Below we will compare five strategies that differ in their degree of snychronization. The meshes are set up such that each node has a neighboring rank, neigh[dim][{0,1}], where dim is 0,1,2 (for one, to and three dimensioanl meshes) and {0,1} indiciates the directiona long each dimension.

The message exchange stratgies and a simple mnemonic tag for each are:

tag MPI Calls code
BSBR MPI_Send, MPI_Recv
 
    if(rank%2) {
     MPI_Send(obuf+0*bytes, bytes, MPI_BYTE, neigh[0][0], 0, comm);
     MPI_Recv(ibuf+0*bytes, bytes, MPI_BYTE, neigh[0][1], 0, comm, s+0);
     MPI_Send(obuf+1*bytes, bytes, MPI_BYTE, neigh[0][1], 0, comm);
     MPI_Recv(ibuf+1*bytes, bytes, MPI_BYTE, neigh[0][0], 0, comm, s+0);
    } else {
     MPI_Recv(ibuf+0*bytes, bytes, MPI_BYTE, neigh[0][1], 0, comm, s+0);
     MPI_Send(obuf+0*bytes, bytes, MPI_BYTE, neigh[0][0], 0, comm);
     MPI_Recv(ibuf+1*bytes, bytes, MPI_BYTE, neigh[0][0], 0, comm, s+0);
     MPI_Send(obuf+1*bytes, bytes, MPI_BYTE, neigh[0][1], 0, comm);
    }
SERE MPI_Sendrecv
 
    MPI_Sendrecv(obuf+0*bytes,bytes,MPI_BYTE,neigh[0][0],0,
                 ibuf+0*bytes,bytes,MPI_BYTE,neigh[0][1],0,comm,s+0);
    MPI_Sendrecv(obuf+1*bytes,bytes,MPI_BYTE,neigh[0][1],0,
                 ibuf+1*bytes,bytes,MPI_BYTE,neigh[0][0],0,comm,s+1);
ISBR MPI_Isend, MPI_Recv
 
   MPI_Isend(obuf+0*bytes, bytes, MPI_BYTE, neigh[0][0], 0, comm,r+0);
   MPI_Isend(obuf+1*bytes, bytes, MPI_BYTE, neigh[0][1], 0, comm,r+1);
   MPI_Recv(ibuf+0*bytes, bytes, MPI_BYTE, neigh[0][1], 0, comm, s+0);
   MPI_Recv(ibuf+1*bytes, bytes, MPI_BYTE, neigh[0][0], 0, comm, s+1);
ISIR MPI_Isend, MPI_Irecv
 
    MPI_Isend(obuf+0*bytes, bytes, MPI_BYTE, neigh[0][0], 0, comm, r+0);
    MPI_Isend(obuf+1*bytes, bytes, MPI_BYTE, neigh[0][1], 0, comm, r+1);
    MPI_Irecv(ibuf+0*bytes, bytes, MPI_BYTE, neigh[0][1], 0, comm, r+2);
    MPI_Irecv(ibuf+1*bytes, bytes, MPI_BYTE, neigh[0][0], 0, comm, r+3);
    MPI_Waitall(4,r,s);
IRIS MPI_Isend, MPI_Irecv
 
    MPI_Irecv(ibuf+0*bytes, bytes, MPI_BYTE, neigh[0][1], 0, comm, r+0);
    MPI_Irecv(ibuf+1*bytes, bytes, MPI_BYTE, neigh[0][0], 0, comm, r+1);
    MPI_Isend(obuf+0*bytes, bytes, MPI_BYTE, neigh[0][0], 0, comm, r+2);
    MPI_Isend(obuf+1*bytes, bytes, MPI_BYTE, neigh[0][1], 0, comm, r+3);
    MPI_Waitall(4,r,s);

The ibuf and obuf are non overlapping receive and send buffers. The boundary conditions are periodic.

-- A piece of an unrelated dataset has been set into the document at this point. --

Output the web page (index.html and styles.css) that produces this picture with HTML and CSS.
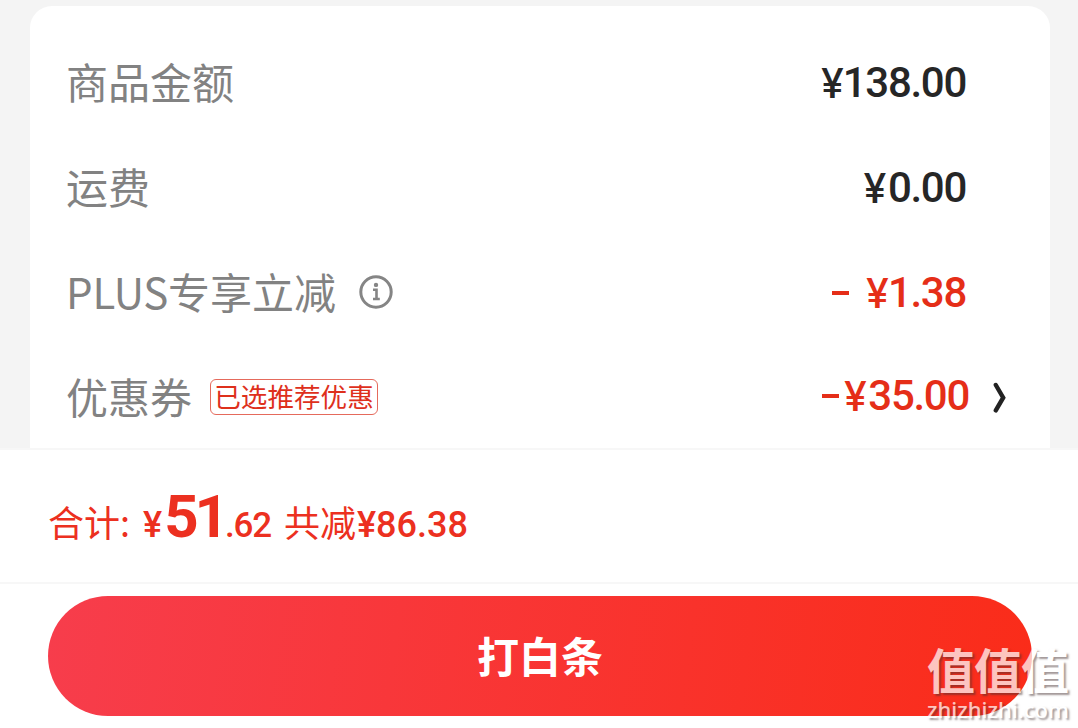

The time to complete an exchange as a funciton of message size is shown below.

Topology Low Concurrency High Concurrency Asynchronous Speedup
1D Ring
2D Mesh
3D Mesh

This experiment shows the benefit from asynchonous point to point becomes significant at large scale concurrencies. Even more so when the topolgy of the problem include many point to point pairs. For seaborg the timings generally follow the trend:

Isend/Irecv < Isend/Recv < Sendrecv < Send/Recv

Avoiding Synchronization

Avoiding synchronization in so far as possible can be of great benefit to the scaling performance of a parallel code. The way in which a problem is coded has direct impact on the amount and degree of synchronization that happens between tasks. Some amount of synchronization, either partial or global, is intrinsic to most algorithms, other uneccessary synchronization is often the result of a mismatch between the order in which events are specified (in the code) to occur and the order in which they must occcur algorithmically. The structure of MPI makes is easy to unintentionally introduce extraneous points of synchronization which if removed may benefit the scaling performance of the code.